The painting has become an important symbolic image for the global Armenian diaspora, the two-thirds of that population which settled outside the country following the genocide.  It is reproduced constantly in periodicals, community documents, and anchored his fame and role in his country for perpetuity.  It is his best source of income, selling the painting in printed editions.


In 1999, during the revolution, an art critic visited his studio in Yerevan and expanded his fortune.  Samvelts had no heat, no light and no electricity. His studio was so packed with painted canvases they were of necessity stacked against the windows forcing him to literally work by candle light.  Following a sell-out exhibit in Beirut, Lebanon, he gained notice in the west, which led to an invitation to visit and work in a bright apartment in Laguna Beach, and his first experience in the United States where he would eventually make his home.

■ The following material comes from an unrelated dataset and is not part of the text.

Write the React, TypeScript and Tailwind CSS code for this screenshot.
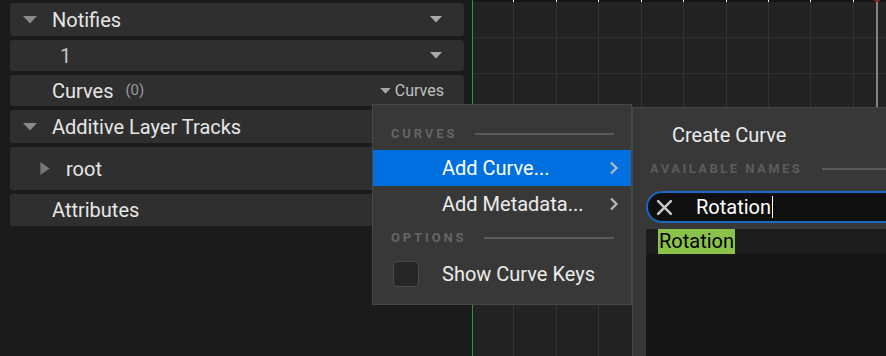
import React from 'react';

const font = "font-['Roboto','Liberation_Sans',sans-serif]";

const DownTri: React.FC<{ className?: string }> = ({ className = '' }) => (
  <svg viewBox="0 0 14 8" className={className} fill="currentColor">
    <path d="M0 0h14L7 7.5z" />
  </svg>
);

const RightTri: React.FC<{ className?: string }> = ({ className = '' }) => (
  <svg viewBox="0 0 10 14" className={className} fill="currentColor">
    <path d="M0 0l10 7-10 7z" />
  </svg>
);

const Chevron = () => (
  <svg viewBox="0 0 10 14" className="w-[10px] h-[14px] text-[#b8b8b8]" fill="none" stroke="currentColor" strokeWidth={2.2}>
    <path d="M2 1.5l5.5 5.5L2 12.5" />
  </svg>
);

const Row: React.FC<{ h?: string; children: React.ReactNode }> = ({ h = 'h-[33px]', children }) => (
  <div className={`${h} shrink-0 rounded-[3px] bg-[#2f2f2f] flex items-center relative`}>{children}</div>
);

const xs = [40, 83, 125, 168, 210, 253, 295, 337, 380];

export default function App() {
  return (
    <div className={`relative w-[886px] h-[356px] overflow-hidden bg-[#1b1b1b] flex ${font}`}>
      {/* track list */}
      <div className="w-[472px] h-full flex flex-col gap-[4px] pt-[3px] pl-[10px] pr-[8px]">
        <Row>
          <DownTri className="w-[14px] h-[8px] ml-[13px] text-[#8a8a8a]" />
          <span className="ml-[15px] text-[20px] text-[#e6e6e6]">Notifies</span>
          <DownTri className="w-[12px] h-[7px] ml-auto mr-[22px] text-[#a8a8a8]" />
        </Row>
        <Row h="h-[31px]">
          <span className="ml-[50px] text-[20px] text-[#c4c4c4]">1</span>
          <DownTri className="w-[12px] h-[7px] ml-auto mr-[22px] text-[#a8a8a8]" />
        </Row>
        <Row h="h-[31px]">
          <span className="ml-[42px] text-[20px] text-[#e6e6e6]">Curves</span>
          <span className="ml-[12px] text-[15px] text-[#9a9a9a]">(0)</span>
          <span className="ml-auto mr-[20px] flex items-center text-[16px] text-[#c0c0c0]">
            <DownTri className="w-[11px] h-[6px] mr-[4px] text-[#a8a8a8]" />
            Curves
          </span>
        </Row>
        <Row>
          <DownTri className="w-[14px] h-[8px] ml-[13px] text-[#8a8a8a]" />
          <span className="ml-[15px] text-[20px] text-[#e6e6e6]">Additive Layer Tracks</span>
        </Row>
        <Row h="h-[43px]">
          <RightTri className="w-[10px] h-[13px] ml-[30px] text-[#777]" />
          <span className="ml-[16px] text-[20px] text-[#e6e6e6]">root</span>
        </Row>
        <Row h="h-[32px]">
          <span className="ml-[42px] text-[20px] text-[#e6e6e6]">Attributes</span>
        </Row>
      </div>

      <div className="w-px h-full bg-[#23a123]" />

      {/* curve grid */}
      <div className="flex-1 h-full relative bg-[#232323]">
        <svg width="413" height="356" className="block">
          <rect x="0" y="0" width="413" height="2" fill="#161616" />
          {xs.map(x => (
            <line key={x} x1={x + 0.5} y1="2" x2={x + 0.5} y2="356" stroke="#333" strokeWidth="1" />
          ))}
          {xs.map(x => (
            <line key={'t' + x} x1={x + 0.5} y1="0" x2={x + 0.5} y2="2" stroke="#fff" strokeWidth="1" />
          ))}
          <line x1="0" y1="37.5" x2="413" y2="37.5" stroke="#303030" />
          <line x1="0" y1="73.5" x2="413" y2="73.5" stroke="#303030" />
          <line x1="404" y1="0" x2="404" y2="356" stroke="#a3a3a3" strokeWidth="1.5" />
          <circle cx="404" cy="-2" r="4" fill="#7a2a22" />
        </svg>
      </div>

      {/* context menu */}
      <div className="absolute left-[372px] top-[104px] w-[260px] h-[201px] bg-[#383838] border border-[#474747] flex flex-col">
        <div className="h-[45px] pt-[12px] flex items-center pl-[18px] pr-[17px] shrink-0">
          <span className="text-[13px] font-bold tracking-[0.22em] text-[#656565]">CURVES</span>
          <div className="ml-[18px] flex-1 h-[2px] bg-[#5a5a5a]" />
        </div>
        <div className="h-[36px] shrink-0 bg-[#0070e0] flex items-center pl-[69px] pr-[12px]">
          <span className="text-[20px] text-white">Add Curve...</span>
          <span className="ml-auto"><Chevron /></span>
        </div>
        <div className="h-[36px] shrink-0 flex items-center pl-[69px] pr-[12px]">
          <span className="text-[20px] text-[#ececec]">Add Metadata...</span>
          <span className="ml-auto"><Chevron /></span>
        </div>
        <div className="h-[32px] shrink-0 flex items-center pl-[18px] pr-[17px]">
          <span className="text-[13px] font-bold tracking-[0.22em] text-[#656565]">OPTIONS</span>
          <div className="ml-[18px] flex-1 h-[2px] bg-[#5a5a5a]" />
        </div>
        <div className="h-[40px] shrink-0 flex items-center pl-[20px]">
          <div className="w-[26px] h-[26px] rounded-[4px] bg-[#262626] border border-[#4a4a4a]" />
          <span className="ml-[23px] text-[20px] text-[#ececec]">Show Curve Keys</span>
        </div>
      </div>

      {/* create curve sub-menu */}
      <div className="absolute left-[632px] top-[107px] right-0 bottom-0 bg-[#383838] border-l border-t border-[#454545] flex flex-col">
        <div className="h-[53px] shrink-0 flex items-center pl-[39px]">
          <span className="text-[20px] text-[#ececec]">Create Curve</span>
        </div>
        <div className="h-[15px] shrink-0 flex items-center pl-[17px]">
          <span className="text-[13px] font-bold tracking-[0.19em] text-[#5c5c5c] whitespace-nowrap">AVAILABLE NAMES</span>
          <div className="ml-[20px] flex-1 h-[2px] bg-[#5a5a5a]" />
        </div>
        <div className="mt-[15px] ml-[13px] h-[32px] shrink-0 rounded-l-full border-2 border-r-0 border-[#1d66c4] bg-[#0f0f0f] flex items-center">
          <svg viewBox="0 0 16 16" className="w-[17px] h-[17px] ml-[8px] text-[#c8c8c8]" stroke="currentColor" strokeWidth={2.4} strokeLinecap="round">
            <path d="M2 2l12 12M14 2L2 14" />
          </svg>
          <span className="ml-[23px] text-[20px] text-white">Rotation</span>
          <span className="ml-[1px] w-px h-[22px] bg-white" />
        </div>
        <div className="mt-[6px] ml-[13px] flex-1 bg-[#161616] flex flex-col">
          <div className="h-[25px] bg-[#1d1d1d] flex items-center pl-[12px]">
            <span className="bg-[#8bc34a] text-black text-[20px] leading-[25px] px-[1px]">Rotation</span>
          </div>
        </div>
      </div>
    </div>
  );
}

Samvelts draws his subjects from personal and cultural history, and behind the distinction that can be determined visually there is a story for every painting.  He was an eye-witness to the aftermath of a devastating tremor, producing “Earthquake 88.”  Drawing from his passion for classical music, a harmonious field surfaced in “Blue Symphony” which is currently on loan to LACMA.  Several paintings are dedicated to the subject of the Last Supper, while others relate to the attempt to capture form and shape from the experience of emotions.  His work is entirely integrated, the work of an individual painter, family member, and community educator.   In a sense, he is a living challenge to see beyond the artist as a professional activity, and instead evaluate one’s personal ability and direction as inseparable from one’s role in a community – life, work and purpose as one.